Betty with husband Virgil.
She was Old School – a term that has outlived its meaning in the land of No School. There were rules; a code of behavior. They was followed. She was a Southern girl from New Orleans or thereabouts. She came to New York like a lot of us to make her way in life. And yes she did. She still had some of that Southern drawl in her sentences all those years later, and with it she could say the most trenchant things in an offhand, almost lazy/daisy way, and you got the message.

Three generations of Sherrills: Betty with daughter Ann Pyne and grandaughter Elizabeth Pyne.
She always spoke her mind (or said nothing – which I’ll bet was always hard for her). She had decided opinions, and expressed them. But she was a lady, which meant she was respectful and kind in her methods. Mrs. Brown who had owned McMillen took her on even though Betty admitted she “knew nothing” about interior decorating. What Mrs. Brown probably saw was what anyone who ever met Betty saw: she’d find a way.

She and her husband Virgil (who was an investment banker) lived here in New York at One Sutton Place South (when I knew her) and a lovely house in Southampton which Stanford White designed for Elihu Root, a New York lawyer, who was in Secretary of War under McKinley and Theodore Roosevelt, and later Senator from New York (he won the Nobel Peace Prize in 1912). There in their younger years they entertained the smart young social crowd of Southampton summers mid-20th century including Anne and Henry Ford II and Gary and Rocky Cooper.

She had two children, a son and a daughter, both of whom she was very proud (her daughter Ann Sherrill Pyne joined the firm about a decade ago, as has Betty’s granddaughter Elizabeth). She was a career mother long before it was fashionable for society women to work. She was a child of tradition obviously, and although I never asked her, I’d guess she was a “conservative” politically. But there was a side of her that was in touch with the times (coupled with a side of her that was uninterested in what other people thought).
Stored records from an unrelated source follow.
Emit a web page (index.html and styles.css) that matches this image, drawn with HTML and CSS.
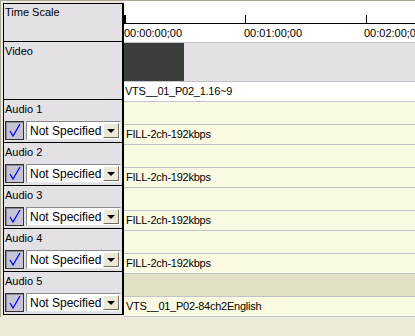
FILE: index.html
```html
<!DOCTYPE html>
<html>
<head>
  <title>Timeline</title>
  <link rel="stylesheet" href="styles.css">
</head>
<body>
  <div class="frame">
    <div class="panel">
      <div class="prow ts">Time Scale</div>
      <div class="prow video">Video</div>

      <div class="prow audio">
        <div class="alabel">Audio 1</div>
        <div class="ctrl">
          <span class="check"><svg width="17" height="17" viewBox="0 0 17 17"><path d="M4 9 L7 14 L14 2" fill="none" stroke="#0000ff" stroke-width="1.3"/></svg></span>
          <span class="combo"><span class="ctext">Not Specified</span><span class="drop"></span></span>
        </div>
      </div>
      <div class="prow audio">
        <div class="alabel">Audio 2</div>
        <div class="ctrl">
          <span class="check"><svg width="17" height="17" viewBox="0 0 17 17"><path d="M4 9 L7 14 L14 2" fill="none" stroke="#0000ff" stroke-width="1.3"/></svg></span>
          <span class="combo"><span class="ctext">Not Specified</span><span class="drop"></span></span>
        </div>
      </div>
      <div class="prow audio">
        <div class="alabel">Audio 3</div>
        <div class="ctrl">
          <span class="check"><svg width="17" height="17" viewBox="0 0 17 17"><path d="M4 9 L7 14 L14 2" fill="none" stroke="#0000ff" stroke-width="1.3"/></svg></span>
          <span class="combo"><span class="ctext">Not Specified</span><span class="drop"></span></span>
        </div>
      </div>
      <div class="prow audio">
        <div class="alabel">Audio 4</div>
        <div class="ctrl">
          <span class="check"><svg width="17" height="17" viewBox="0 0 17 17"><path d="M4 9 L7 14 L14 2" fill="none" stroke="#0000ff" stroke-width="1.3"/></svg></span>
          <span class="combo"><span class="ctext">Not Specified</span><span class="drop"></span></span>
        </div>
      </div>
      <div class="prow audio">
        <div class="alabel">Audio 5</div>
        <div class="ctrl">
          <span class="check"><svg width="17" height="17" viewBox="0 0 17 17"><path d="M4 9 L7 14 L14 2" fill="none" stroke="#0000ff" stroke-width="1.3"/></svg></span>
          <span class="combo"><span class="ctext">Not Specified</span><span class="drop"></span></span>
        </div>
      </div>
    </div>

    <div class="tracks">
      <div class="ruler">
        <div class="ticks">
          <span class="seg"></span><span class="seg"></span><span class="seg"></span>
        </div>
        <div class="times">
          <span class="tm">00:00:00;00</span><span class="tm">00:01:00;00</span><span class="tm">00:02:00;00</span>
        </div>
      </div>
      <div class="vtrack"><div class="vclip"></div></div>
      <div class="clip white">VTS__01_P02_1.16~9</div>

      <div class="empty"></div>
      <div class="clip">FILL-2ch-192kbps</div>
      <div class="empty"></div>
      <div class="clip">FILL-2ch-192kbps</div>
      <div class="empty"></div>
      <div class="clip">FILL-2ch-192kbps</div>
      <div class="empty"></div>
      <div class="clip">FILL-2ch-192kbps</div>
      <div class="empty sel"></div>
      <div class="clip">VTS__01_P02-84ch2English</div>
    </div>
  </div>
</body>
</html>
```

FILE: styles.css
```css
/* timeline panel, XP look */
body {
  margin: 0;
  background: #ece9d8;
  font-family: "Liberation Sans", Arial, sans-serif;
  font-size: 11px;
  color: #000;
  overflow: hidden;
}

.frame {
  display: flex;
  align-items: flex-start;
  border-top: 1px solid #aca899;
  border-left: 1px solid #aca899;
}

/* left side */
.panel {
  width: 118px;
  margin-top: 2px;
  margin-left: 2px;
  border: 1px solid #000;
  border-right-width: 2px;
  border-bottom: none;
  background: #e3e1e6;
}

.prow {
  border-bottom: 1px solid #000;
  padding-left: 1px;
}

.ts {
  height: 38px;
  padding-top: 2px;
  box-sizing: border-box;
}

.video {
  height: 58px;
  padding-top: 3px;
  box-sizing: border-box;
}

.audio {
  height: 42px;
}

.alabel {
  height: 21px;
  padding-top: 1px;
  box-sizing: border-box;
  line-height: 16px;
}

.ctrl {
  display: flex;
  gap: 2px;
}

.check {
  width: 17px;
  height: 17px;
  border: 1px solid #333;
  background: #c6c5d3;
  box-shadow: inset 1px 1px #8a8a96;
}

.check svg {
  display: block;
}

.combo {
  display: flex;
  align-items: center;
  width: 95px;
  height: 19px;
  box-sizing: border-box;
  background: #fff;
  border: 1px solid;
  border-color: #8c8c8c #e8e8e8 #e8e8e8 #8c8c8c;
  padding: 1px;
}

.ctext {
  flex: 1;
  padding-left: 2px;
  font-size: 12px;
}

.drop {
  width: 16px;
  height: 15px;
  box-sizing: border-box;
  background: #ece9d8;
  border: 1px solid;
  border-color: #fff #6f6d62 #6f6d62 #fff;
  position: relative;
}

.drop::after {
  content: "";
  position: absolute;
  left: 3px;
  top: 5px;
  border-left: 4px solid transparent;
  border-right: 4px solid transparent;
  border-top: 4px solid #000;
}

/* right side */
.tracks {
  flex: 1;
  min-width: 0;
  overflow: hidden;
}

.ruler {
  background: #fff;
  border-bottom: 1px solid #c3c3cb;
  padding-top: 14px;
  height: 27px;
}

.ticks {
  display: flex;
  height: 8px;
  border-bottom: 1px solid #000;
}

.seg {
  flex: none;
  width: 120px;
  border-left: 1px solid #000;
}

.seg:first-child {
  border-left-width: 2px;
  width: 119px;
}

.times {
  display: flex;
  padding-top: 3px;
  white-space: nowrap;
}

.tm {
  flex: none;
  width: 120px;
}

.vtrack {
  height: 38px;
  background: #e3e1e6;
  border-bottom: 1px solid #c3c3cb;
}

.vclip {
  width: 60px;
  height: 38px;
  background: #3b3f3b;
}

.clip {
  height: 19px;
  line-height: 19px;
  padding-left: 2px;
  letter-spacing: -0.25px;
  background: #fbfbe3;
  border-bottom: 1px solid #c3c3cb;
  white-space: nowrap;
}

.clip.white {
  padding-left: 1px;
  background: #fff;
}

.empty {
  height: 22px;
  background: #fbfbe3;
  border-bottom: 1px solid #c3c3cb;
}

.empty.sel {
  background: #e3e1c5;
}
```
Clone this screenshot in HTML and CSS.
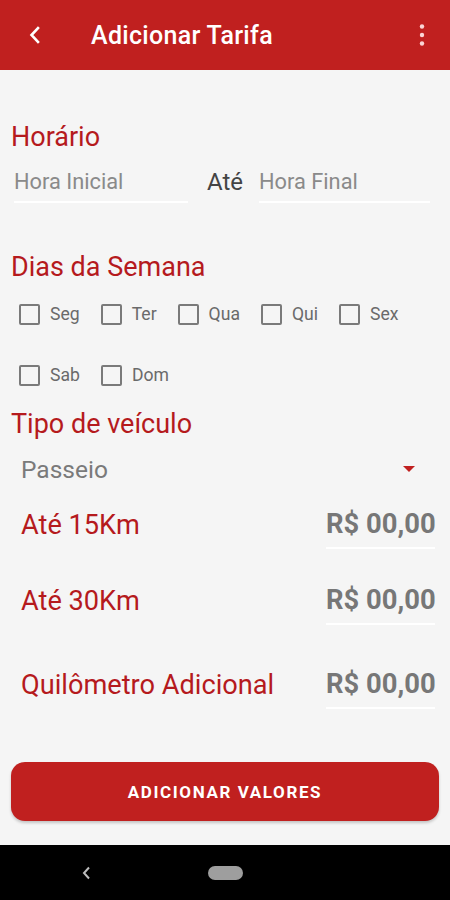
FILE: index.html
```html
<!DOCTYPE html>
<html lang="pt-BR">
<head>
    <meta charset="UTF-8">
    <meta name="viewport" content="width=device-width, initial-scale=1.0">
    <title>Adicionar Tarifa</title>
    <link rel="stylesheet" href="styles.css">
</head>
<body>
    <header class="appbar">
        <svg class="appbar-back" width="14" height="18" viewBox="0 0 14 18">
            <path d="M10 2 L3.5 9 L10 16" fill="none" stroke="#fff" stroke-width="2.6" stroke-linecap="square"/>
        </svg>
        <h1 class="appbar-title">Adicionar Tarifa</h1>
        <svg class="appbar-menu" width="8" height="24" viewBox="0 0 8 24">
            <circle cx="4" cy="3.5" r="2.2" fill="#fbd5d5"/>
            <circle cx="4" cy="12" r="2.2" fill="#fbd5d5"/>
            <circle cx="4" cy="20.5" r="2.2" fill="#fbd5d5"/>
        </svg>
    </header>

    <main class="content">
        <h2 class="section-title title-horario">Horário</h2>
        <div class="time-row">
            <div class="field field-start">Hora Inicial</div>
            <span class="time-sep">Até</span>
            <div class="field field-end">Hora Final</div>
        </div>

        <h2 class="section-title title-dias">Dias da Semana</h2>
        <div class="days-row">
            <label class="day"><span class="box"></span>Seg</label>
            <label class="day"><span class="box"></span>Ter</label>
            <label class="day"><span class="box"></span>Qua</label>
            <label class="day"><span class="box"></span>Qui</label>
            <label class="day"><span class="box"></span>Sex</label>
        </div>
        <div class="days-row days-row-2">
            <label class="day"><span class="box"></span>Sab</label>
            <label class="day"><span class="box"></span>Dom</label>
        </div>

        <h2 class="section-title title-tipo">Tipo de veículo</h2>
        <div class="select">
            <span>Passeio</span>
            <svg width="12" height="6" viewBox="0 0 12 6"><path d="M0 0 H12 L6 6 Z" fill="#c0201f"/></svg>
        </div>

        <div class="price-row row-15">
            <span class="price-label">Até 15Km</span>
            <span class="price-value">R$ 00,00</span>
        </div>
        <div class="price-row row-30">
            <span class="price-label">Até 30Km</span>
            <span class="price-value">R$ 00,00</span>
        </div>
        <div class="price-row row-km">
            <span class="price-label">Quilômetro Adicional</span>
            <span class="price-value">R$ 00,00</span>
        </div>

        <button class="btn-add">ADICIONAR VALORES</button>
    </main>

    <nav class="navbar">
        <svg class="nav-back" width="10" height="14" viewBox="0 0 10 14">
            <path d="M7 1.5 L2 7 L7 12.5" fill="none" stroke="#bdbdbd" stroke-width="2"/>
        </svg>
        <span class="nav-home"></span>
    </nav>
</body>
</html>
```

FILE: styles.css
```css
* {
    margin: 0;
    padding: 0;
    box-sizing: border-box;
    font-family: Roboto, 'Noto Sans', sans-serif;
}

body {
    width: 450px;
    height: 900px;
    background: #f5f5f5;
    display: flex;
    flex-direction: column;
    overflow: hidden;
}

.appbar {
    height: 70px;
    background: #c0201f;
    display: flex;
    align-items: center;
    padding: 0 24px 0 28px;
    flex-shrink: 0;
}

.appbar-back {
    display: block;
}

.appbar-title {
    margin-left: 49px;
    color: #ffffff;
    font-size: 25px;
    font-weight: 500;
    letter-spacing: 0.3px;
    flex: 1;
}

.appbar-menu {
    display: block;
}

.content {
    flex: 1;
    padding: 0 11px;
}

.section-title {
    color: #b51a1d;
    font-size: 27px;
    font-weight: 400;
    line-height: 30px;
}

.title-horario {
    margin-top: 52px;
}

.time-row {
    display: flex;
    align-items: flex-start;
    margin-top: 8px;
    padding-right: 9px;
}

.field {
    height: 43px;
    padding-top: 3px;
    line-height: 38px;
    font-size: 21.8px;
    color: #8a8a8a;
    border-bottom: 2px solid #ffffff;
}

.field-start {
    width: 174px;
    margin-left: 3px;
}

.time-sep {
    margin-left: 19px;
    line-height: 44px;
    font-size: 24px;
    color: #444444;
}

.field-end {
    flex: 1;
    margin-left: 16px;
}

.title-dias {
    margin-top: 48px;
}

.days-row {
    display: flex;
    align-items: center;
    gap: 21px;
    height: 40px;
    margin-top: 12px;
    padding-left: 8px;
}

.days-row-2 {
    margin-top: 21px;
}

.day {
    display: flex;
    align-items: center;
    gap: 10px;
    font-size: 17.6px;
    color: #6a6a6a;
}

.box {
    width: 21px;
    height: 21px;
    border: 2px solid #7a7a7a;
    border-radius: 2px;
}

.title-tipo {
    margin-top: 14px;
}

.select {
    display: flex;
    align-items: center;
    justify-content: space-between;
    height: 40px;
    margin-top: 10px;
    padding: 0 24px 0 10px;
    font-size: 24.5px;
    color: #7a7a7a;
}

.price-row {
    display: flex;
    justify-content: space-between;
    align-items: flex-start;
    padding: 0 4px 0 10px;
}

.row-15 {
    margin-top: 12px;
}

.row-30 {
    margin-top: 28px;
}

.row-km {
    margin-top: 36px;
}

.price-label {
    font-size: 27.2px;
    line-height: 48px;
    color: #b51a1d;
}

.price-value {
    width: 109px;
    text-align: right;
    font-size: 27.4px;
    font-weight: 700;
    line-height: 46px;
    color: #777777;
    border-bottom: 2px solid #ffffff;
    white-space: nowrap;
}

.btn-add {
    display: block;
    width: 100%;
    height: 59px;
    margin-top: 53px;
    border: none;
    border-radius: 14px;
    background: #c0201f;
    color: #ffffff;
    font-size: 17px;
    font-weight: 700;
    letter-spacing: 1.6px;
    box-shadow: 0 2px 3px rgba(0, 0, 0, 0.2);
}

.navbar {
    height: 55px;
    flex-shrink: 0;
    background: #000000;
    display: flex;
    align-items: center;
    padding-left: 82px;
}

.nav-back {
    display: block;
}

.nav-home {
    display: block;
    width: 35px;
    height: 14px;
    margin-left: 116px;
    border-radius: 7px;
    background: #9e9e9e;
}
```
One of our earliest HOUSE interviews was done with Betty (with a subsequent interview with her daughter Ann) about ten years ago. I re-read it last night and decided that Betty can tell you best about herself in this interview, so we’re running it again in tribute to the plucky lady who knew what she wanted and achieved it. Betty, as you will soon see, didn’t need anybody to explain her.
Last night in New York, the American Ballet Theatre’s opened its 2014 Spring season at the Metropolitan Opera House opens with the annual Spring Gala benefit.  Sponsored by LANVIN, the evening featured ABT’s renowned Principal Dancers in preview performances from the eight-week season. 

Michelle Obama served as Honorary Chair. I’m not sure if Mrs. Obama was there; I didn’t see her and heard no one referring to her. The Gala co-chairs were Emily Blavatnik, Nina Rennert Davidson, Nancy McCormick, Kalliope Karella Rena, Mary Elizabeth Snow and Monica G-S Wambold.
The principal dancers of the second half of last night's performance in the Metropolitan Opera House of the American Ballet Theatre's annual Spring Gala. The evening on stage was a Wowser.
Vice Chairs for the evening included Cecile Andrau-Martel, Valentino Carlotti, Donna and Richard Esteves, Susan Feinstein, Victoria Phillips, Martin and Toni Sosnoff and b.  Junior Co-Chairs for the evening were Sarah Arison, Julia Spillman-Gover and Mark Tashkovich.

A portion of the proceeds from the Spring Gala will support ABT’s education and community outreach programs. These are very important because they give children the opportunity to find about something that can enhance their lives, a rare element in these harried times. Also a rare antidote for angst that seems to envelop the world these days. What you see on stage, undeniably, is the beauty of the work of artists, dancers, composers, musicians, set and costume designers and the brilliant musicians. And it’s reality; that’s the awesome part.
The Met Opera House letting out after the performance of the American Ballet Theatre, last night about 9:30 p.m.
I was never a fan of the ballet. Not because I knew it and had rejected it, but because I had no idea what it really required to accomplish, and how extraordinary the performers are in achieving their goals. I’ve learned this over the years on this beat beginning with the ABT, the New York City Ballet and the extraordinary School of American Ballet and the Jacqueline Onassis School at American Ballet Theatre.

If you love music, and if you love dancing, you see what these dedicated dancers (many of whom start at age four and five) are able to achieve. From the schools, you are able to see what the rigors of learning to dance provide to everyone who participates: dedication, commitment, focus, and discipline. All of the students of ballet develop these qualities early in life, giving them a head start with any education, and capability with any pursuit.
The view looking east from the Met Opera House, with Avery Fisher Hall on the left, and the David Koch Theater on the right.
The evening began with a cocktail reception at 5:30. I couldn’t make that early hour. It was a black tie evening for those hundreds attending the dinner after the performances.  The performances featured selections from the 2014 season’s full-length ballets including Don Quixote, Cinderella, Coppélia, La Bayadère, The Dream, Giselle and Manon; Kylián’s Nuages and excerpts from Gaîté Parisienne.

Last night’s performances kept the audience in their thrall. The evening opened with a performance by students from The Jacqueline Kennedy Onassis School at ABT. They call it the JKO School. The program lasted for about two hours with one intermission, as well as a few minute pause after each performance. Afterwards, the gala guests moved to the tent set up in Damrosch Park next to the Metropolitan Opera House for dinner.